Hmm, I know.  I used to love the ballroom dancing programmes in

the Fifties- dresses with tulle, wired underskirts and women with

slashes of smiling scarlet lippie.  At least, I suppose it was scarlet,

since the programmes were all in black and white!

Did you go to dance classes?

Ballet- for about six weeks.

Why did you stop?

‘cos my granny bought me black ballet pumps, instead of pink,

like the other girls had.

Didn’t your father have his own band?

Yes.  He had a quintet. He played the drums and my uncle played

the piano.  My mum and dad met at the ‘dancing’.

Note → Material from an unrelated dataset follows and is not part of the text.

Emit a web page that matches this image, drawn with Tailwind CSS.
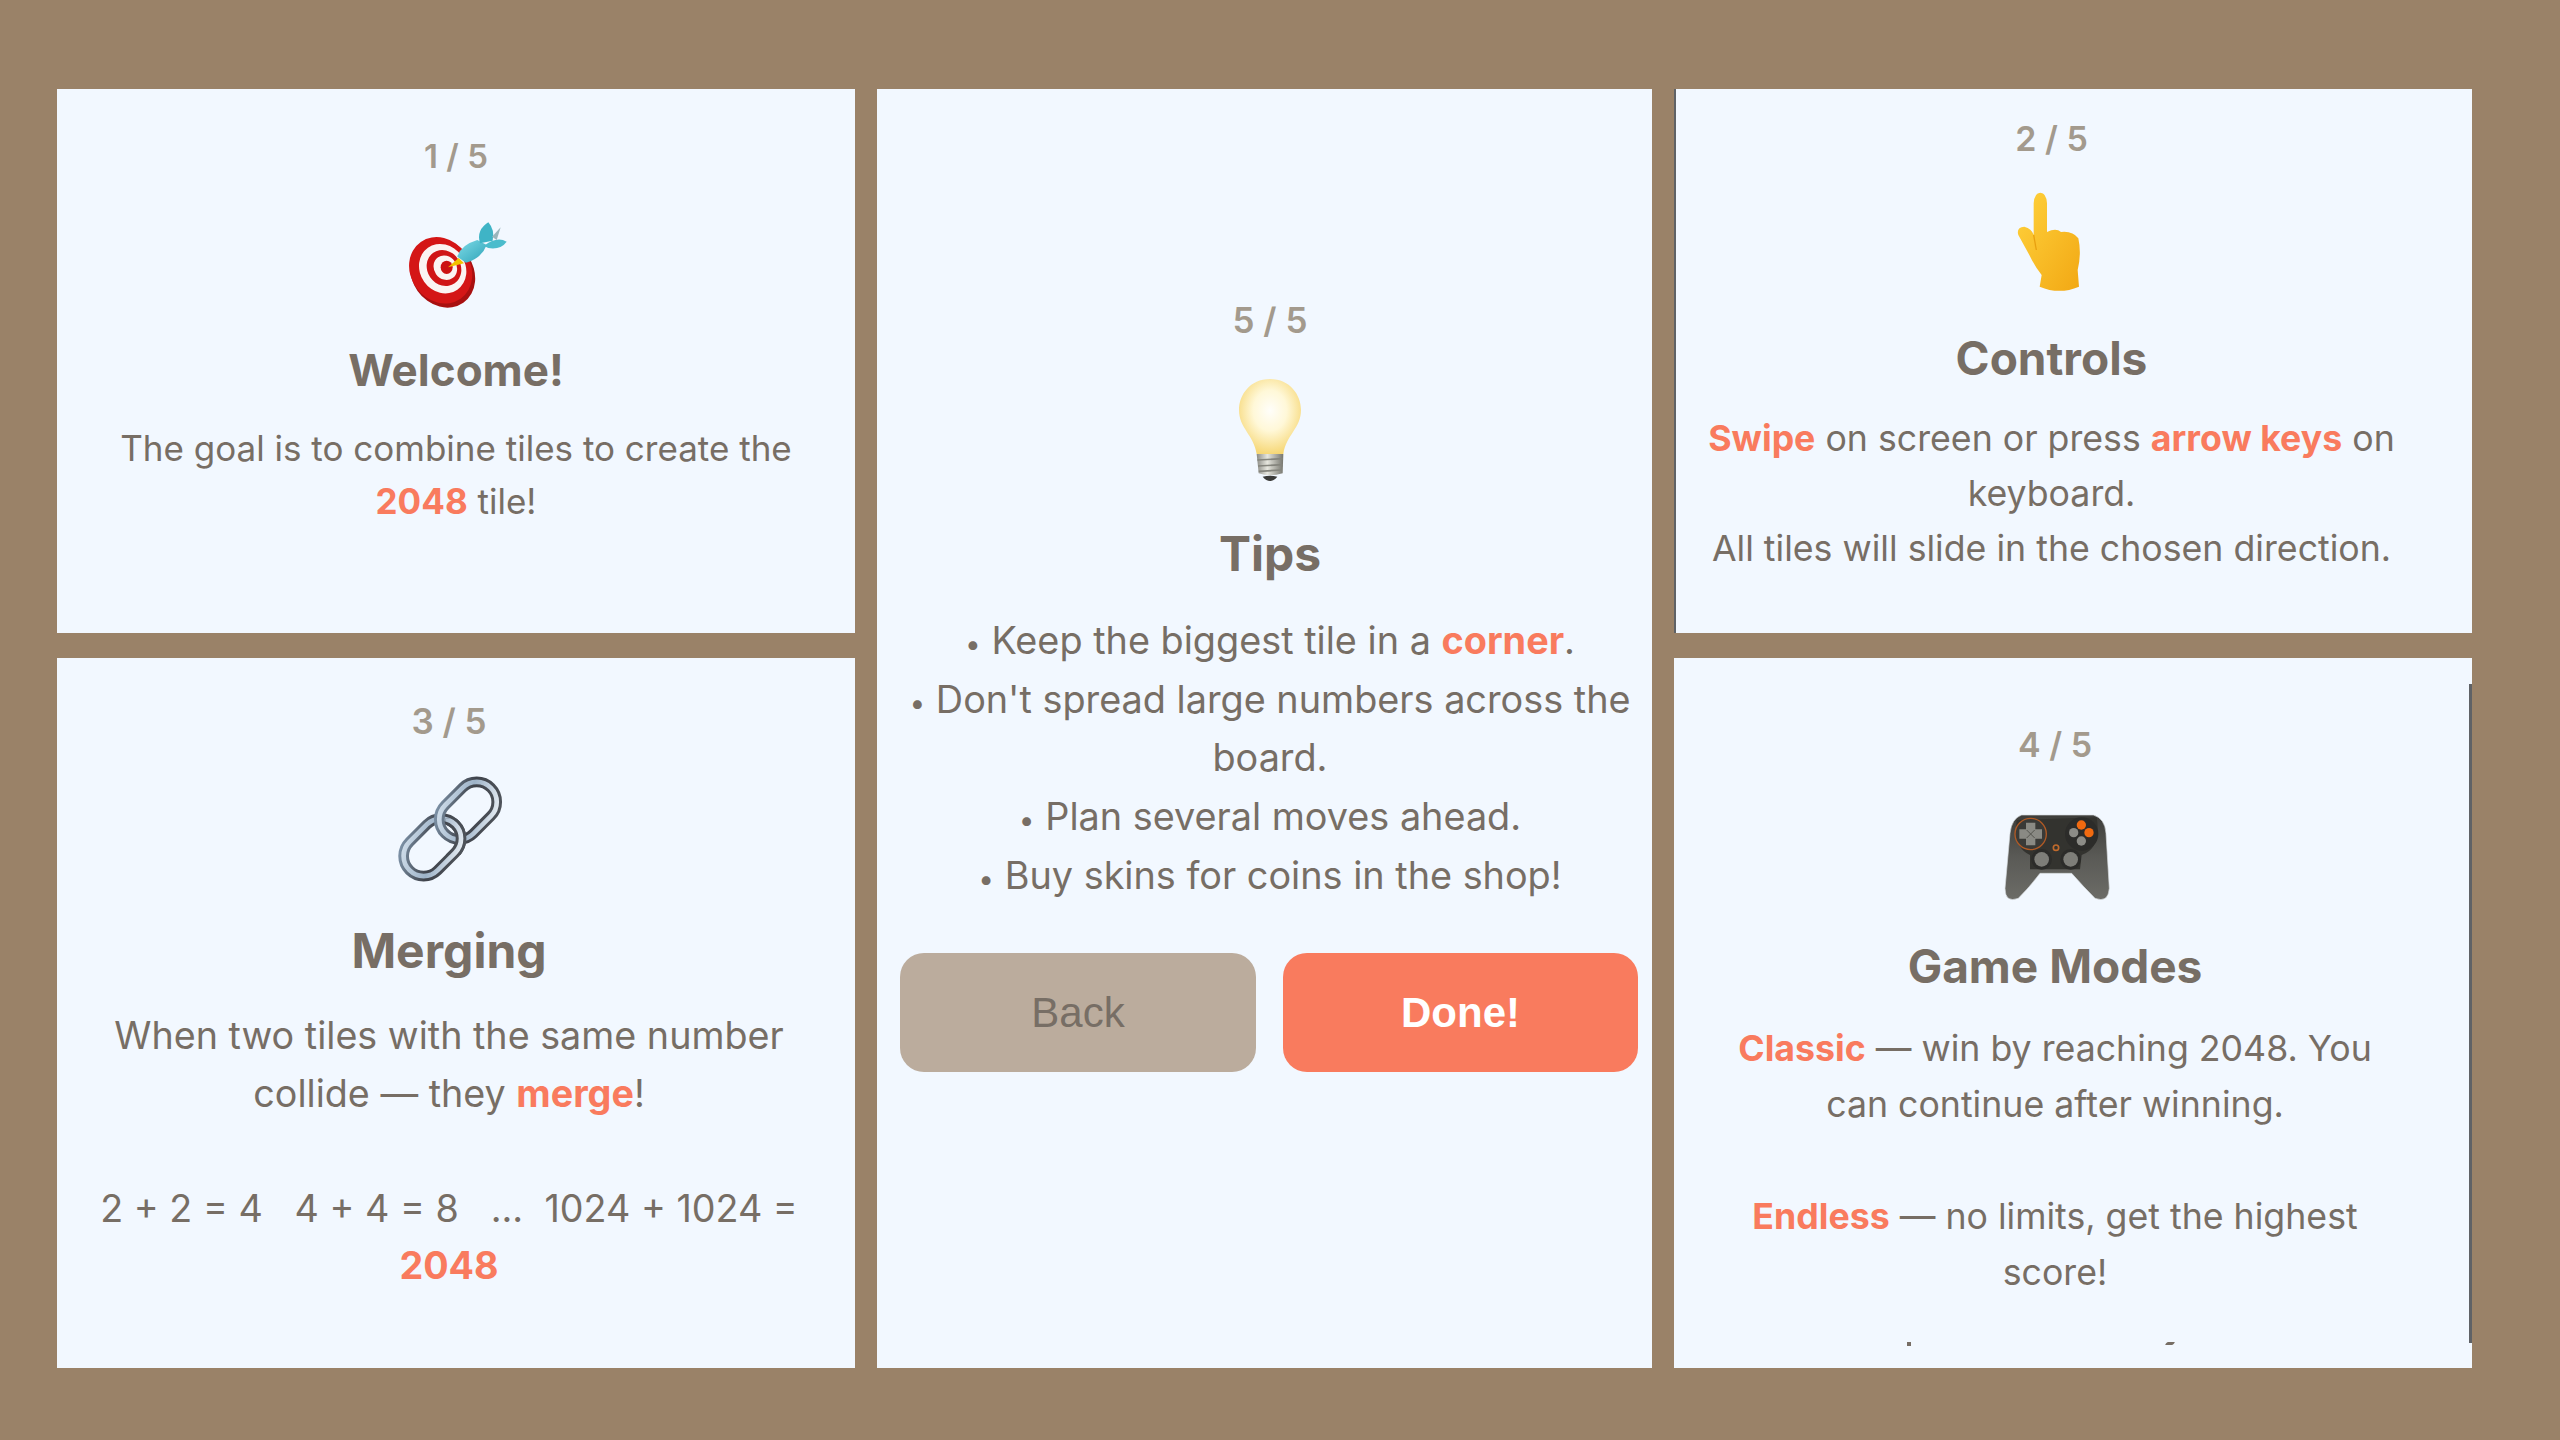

Pity you didn’t stick at it.

I loved dancing at home, with my grandfather.  Here!

Not another one of your…

Yes, read it.  Go on!


Image by Michael Foskett

Sometimes we’d shuffle round a room, backwards,

with me balancing on his feet, dreaming

I was Ginger Rogers.  He’d teach me words

like ‘tapselteerie‘.  When it was teeming

down, he’d say,‘It’s raining cats and dogs!’ and,

idiom-proof, I’d stare outside the door.

Hand in hand, we’d go to the park bandstand,

to listen to the pomp of brass.  Adore?-

I worshipped him, with his tobacco tin

full of small change.  He never short-changed me.

At my command, he’d show his shrapnelled shin;

eject his dentures, ape-like, suddenly,

to make me gasp.  I’d taste his pipe sometimes,

although I retched.  He’d draw around my hand

and taught me all the tables, nursery rhymes.

He waltzed into the sunset and I stand

on my own feet, but find I cannot dance

in step with others, with such elegance.